Foreign Students Say 'No Thanks' to US Schools More Often
When Singaporean Li Fanglan was shopping for a graduate teaching program abroad, she ended up dismissing US colleges in favor of Curtain University in Perth, Australia, known as "the seventh suburb of Singapore."
"I'd [have] liked to go to the US," Ms. Li says. "But it cost too much."
It's a refrain American schools may be hearing more and more thanks to stiff competition from other English-speaking countries and the ongoing economic crises in Asia (a region that accounts for almost 60 percent of the foreigners studying in the United States).
This could cost the US its lion's share of the lucrative international student market, according to the Institute of International Education (IIE), a New York-based nonprofit group.
The last school year marked nearly a decade of flat growth, with the number of international students in the US increasing just 0.9 percent.
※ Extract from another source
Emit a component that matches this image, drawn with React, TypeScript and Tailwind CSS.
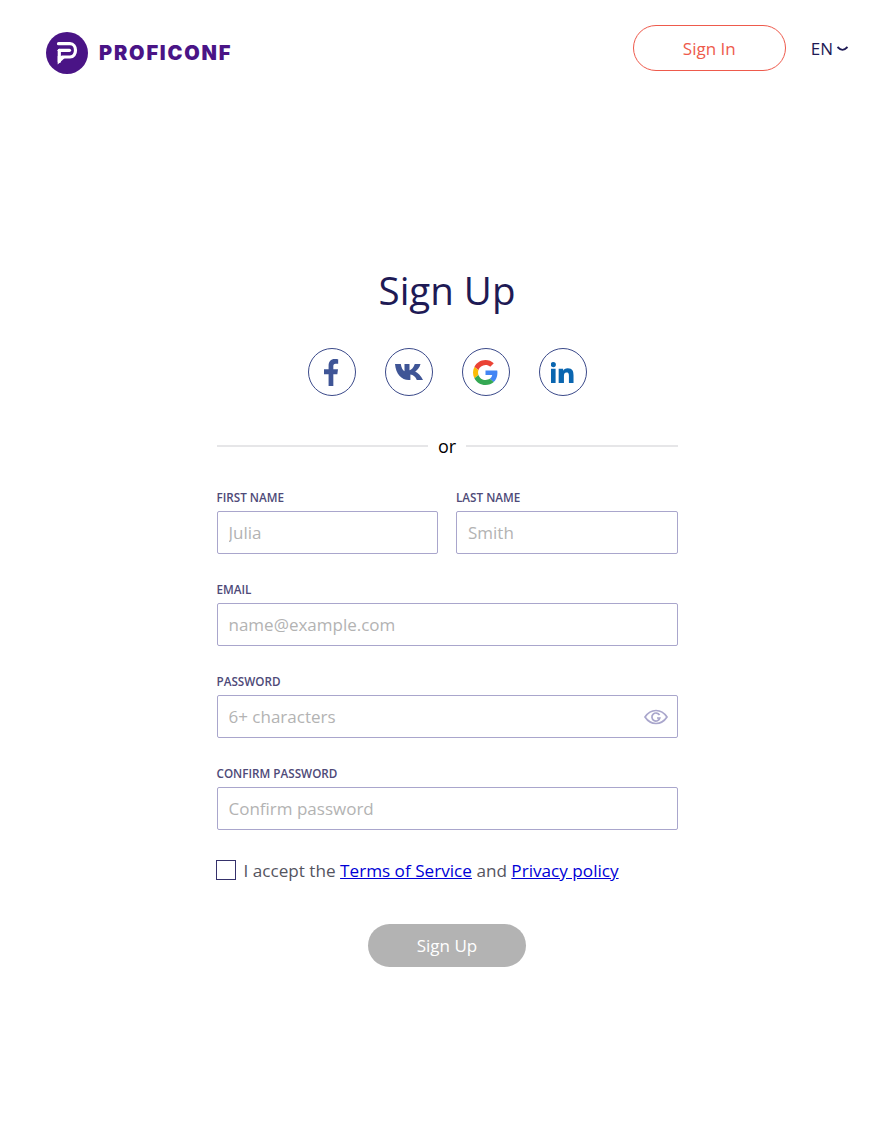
function Logo() {
  return (
    <div className="flex items-center gap-[11px]">
      <svg width="42" height="42" viewBox="0 0 42 42">
        <circle cx="21" cy="21" r="21" fill="#4a1486" />
        <g fill="none" stroke="#fff" strokeWidth="3.200" strokeLinecap="round">
          <path d="M12.500 11.700H24c3.500 0 5.500 3.300 5.500 6.600 0 3.700-2 6.700-5.500 6.700h-8" />
          <path d="M13.300 18.300H23.500" />
          <path d="M13.300 18.300V29.500" />
        </g>
        <path d="M11.700 24v8.500l7-6.500z" fill="#fff" />
      </svg>
      <span className="font-['Inter',sans-serif] text-[20px] leading-none font-black tracking-[1.800px] text-[#4a1486]">
        PROFICONF
      </span>
    </div>
  );
}

function SocialCircle({ children }: { children: React.ReactNode }) {
  return (
    <a
      href="#"
      className="flex h-12 w-12 items-center justify-center rounded-full border border-[#3b4a8a] bg-white"
    >
      {children}
    </a>
  );
}

function Field({
  label,
  placeholder,
  children,
}: {
  label: string;
  placeholder: string;
  children?: React.ReactNode;
}) {
  return (
    <div className="relative flex-1">
      <label className="mb-[7px] block text-[11.700px] leading-[14px] font-semibold text-[#4e4a78] uppercase">
        {label}
      </label>
      <input
        placeholder={placeholder}
        className="h-[43px] w-full rounded-[2px] border border-[#a9a6cc] bg-white px-[11px] text-[17px] text-[#1f1a5a] outline-none placeholder:text-[#b3b3b3]"
      />
      {children}
    </div>
  );
}

export default function App() {
  return (
    <div className="min-h-[1148px] bg-white font-['Open_Sans',sans-serif]">
      <header className="flex items-start justify-between pt-[25px] pr-[45px] pl-[46px]">
        <div className="pt-[7px]">
          <Logo />
        </div>
        <div className="flex items-center gap-[25px]">
          <button className="h-[46px] w-[153px] rounded-full border border-[#ee5a4c] pt-px text-[17px] text-[#ee5a4c]">
            Sign In
          </button>
          <div className="flex items-center gap-[3px] pt-px text-[17px] text-[#1e1a55]">
            EN
            <svg width="13" height="6" viewBox="0 0 13 6" fill="none" stroke="#1e1a55" strokeWidth="1.800">
              <path d="M1.500 1c1.800 1.800 3.200 2.800 5 2.800s3.200-1 5-2.800" />
            </svg>
          </div>
        </div>
      </header>

      <main className="mx-auto w-[461px] pt-[191px]">
        <h1 className="text-center text-[38.500px] leading-[50px] text-[#1e1a55]">Sign Up</h1>

        <div className="mt-[33px] flex justify-center gap-[29px]">
          <SocialCircle>
            <svg width="15" height="27" viewBox="0 0 18 30" preserveAspectRatio="none">
              <path
                d="M5.500 30V17H0v-5.500h5.500V7.500C5.500 2.500 8.500 0 12.500 0c2 0 3.800.2 4.500.3v5h-3c-2.300 0-2.800 1.200-2.800 2.800v3.400h5.600l-.8 5.500h-4.800v13z"
                fill="#3f5596"
              />
            </svg>
          </SocialCircle>
          <SocialCircle>
            <svg width="30" height="18" viewBox="0 0 30 18">
              <path
                d="M0 1h5.800c.5 3.500 2 6.500 3.700 7.300V1h5v6.200C16.500 7 18.800 4 19.800 1h5.700c-.8 3.500-3.200 6.200-5.300 7.500 2.400 1.200 5.800 4 7.800 8.500h-6.200c-1.200-3-3.500-5-6.400-5.400V17h-1.600C6.500 17 .8 11 0 1z"
                fill="#3f5596"
                transform="translate(1 0)"
              />
            </svg>
          </SocialCircle>
          <SocialCircle>
            <svg width="25" height="25" viewBox="0 0 48 48">
              <path fill="#EA4335" d="M24 9.500c3.500 0 6.700 1.300 9.100 3.500l6.800-6.800C35.800 2.400 30.200 0 24 0 14.600 0 6.500 5.400 2.600 13.200l7.900 6.200C12.400 13.600 17.700 9.500 24 9.500z" />
              <path fill="#4285F4" d="M46.900 24.500c0-1.600-.1-3.100-.4-4.500H24v9h12.900c-.6 3-2.200 5.500-4.700 7.200l7.600 5.900c4.500-4.100 7.100-10.200 7.100-17.600z" />
              <path fill="#FBBC05" d="M10.500 28.600c-.5-1.500-.8-3-.8-4.600s.3-3.200.8-4.600l-7.900-6.200C.9 16.500 0 20.100 0 24s.9 7.500 2.600 10.800l7.900-6.200z" />
              <path fill="#34A853" d="M24 48c6.500 0 11.900-2.100 15.900-5.900l-7.600-5.900c-2.200 1.400-4.900 2.300-8.200 2.300-6.300 0-11.600-4.200-13.500-9.900l-7.900 6.200C6.500 42.600 14.600 48 24 48z" />
            </svg>
          </SocialCircle>
          <SocialCircle>
            <svg width="23" height="21" viewBox="0 0 24 22" preserveAspectRatio="none">
              <path
                d="M0 7h4.800v15H0zM2.400 0a2.700 2.700 0 110 5.400 2.700 2.700 0 010-5.400zM8 7h4.600v2.100c.7-1.300 2.400-2.500 4.900-2.500 5 0 6 3.200 6 7.500V22h-4.800v-7c0-1.700 0-3.900-2.400-3.900s-2.800 1.800-2.800 3.800V22H8z"
                fill="#0a66b0"
              />
            </svg>
          </SocialCircle>
        </div>

        <div className="mt-[38px] flex items-center gap-[10px]">
          <div className="h-[2px] flex-1 bg-[#e6e6e8]" />
          <span className="text-[18px] leading-[24px] text-black">or</span>
          <div className="h-[2px] flex-1 bg-[#e6e6e8]" />
        </div>

        <form className="mt-[32px] flex flex-col gap-[28px]">
          <div className="flex gap-[18px]">
            <Field label="First name" placeholder="Julia" />
            <Field label="Last name" placeholder="Smith" />
          </div>
          <Field label="Email" placeholder="name@example.com" />
          <Field label="Password" placeholder="6+ characters">
            <svg
              className="absolute right-[10px] bottom-[12px]"
              width="24"
              height="18"
              viewBox="0 0 24 18"
              fill="none"
              stroke="#a9a6cc"
              strokeWidth="1.700"
            >
              <path d="M1 9c3-4.500 6.500-6.500 11-6.500S20 4.500 23 9c-3 4.500-6.500 6.500-11 6.500S4 13.500 1 9z" />
              <path d="M15.500 7.200A4 4 0 1015.800 10H13" />
            </svg>
          </Field>
          <Field label="Confirm password" placeholder="Confirm password" />
        </form>

        <div className="mt-[28px] flex items-start gap-[8px] text-[17.150px] leading-[24px] text-[#55555f]">
          <span className="-ml-px mt-[2px] h-5 w-5 border border-[#35316b]" />
          <span className="pt-px">
            I accept the{" "}
            <a href="#" className="text-[#0000d6] underline">
              Terms of Service
            </a>{" "}
            and{" "}
            <a href="#" className="text-[#0000d6] underline">
              Privacy policy
            </a>
          </span>
        </div>

        <div className="mt-[41px] flex justify-center">
          <button className="h-[43px] w-[158px] rounded-full bg-[#b3b3b3] text-[17px] text-white">
            Sign Up
          </button>
        </div>
      </main>
    </div>
  );
}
That's compared with the study's "glory years" between 1975 and 1980, when enrollments doubled to 300,000. "That doesn't mean that we don't still have an enormous number of foreign students," says IIE's Peggy Blumenthal. "America still receives by far the most foreign students [about 458,000]."
But international students are increasingly choosing other countries over the US, a recent IIE study found. Those students, most of whom pay full tuition, mean big bucks for the economy. Each year, foreign students generate more than $7 billion, making them America's fifth-largest export earner, according to IIE.
In addition to the financial benefits, educators in the US and elsewhere cite intangibles foreign students bring to the classroom. "They internationalize the curriculum," says Karen Shanks, international director at Curtain University, where 15 percent of the school's 24,000 students hail from abroad. Australians, for example, "feel more a part of the Southeast Asian community than in the 1950s."
Ms. Blumenthal attributes the slow US growth to improved educational infrastructure in the countries that traditionally send their students abroad and to increased competition from Britain, Canada, and Australia.
"It's harder for us to change the trends because we don't have a national policy," she says. "Each institution makes its own decision to attract foreign students. The UK, Australia, and Canada have made national decisions ... and can make national investments."
Canada, for example, plans to institute 25 educational centers at its consulates by 2000. Both Britain and Australia offer financial aid to international students.
Australia touts its nearby locale, lower costs, and the ability of foreign students to work part-time. "We're closer to home than the US," says Ms. Shanks. "Mothers come over during exams to cook for their children." But Australia is seeing a drop in visa applications, thanks to the Asian economic crises, The Chronicle of Higher Education reports.
Britain, which has 198,000 international students, has educational counseling services with offices in each of its consuls. Partly funded by the government and partly by membership fees, these offer universities a range of services - from market research to setting up events and exhibitions to help "sell" individual universities overseas.
The impact is not being felt across the board in the US. Boston University - with the largest international enrollment in the US (about 4,600) -sees no decrease. "Our experience with a vast majority of [overseas] students is that they want to come to the US," says Riaz Khan, vice president of external programs.
Boosting the number of foreign students will be up to individual universities, says Blumenthal. "It's really a question of priority. More colleges," she adds, are deciding it's worth it.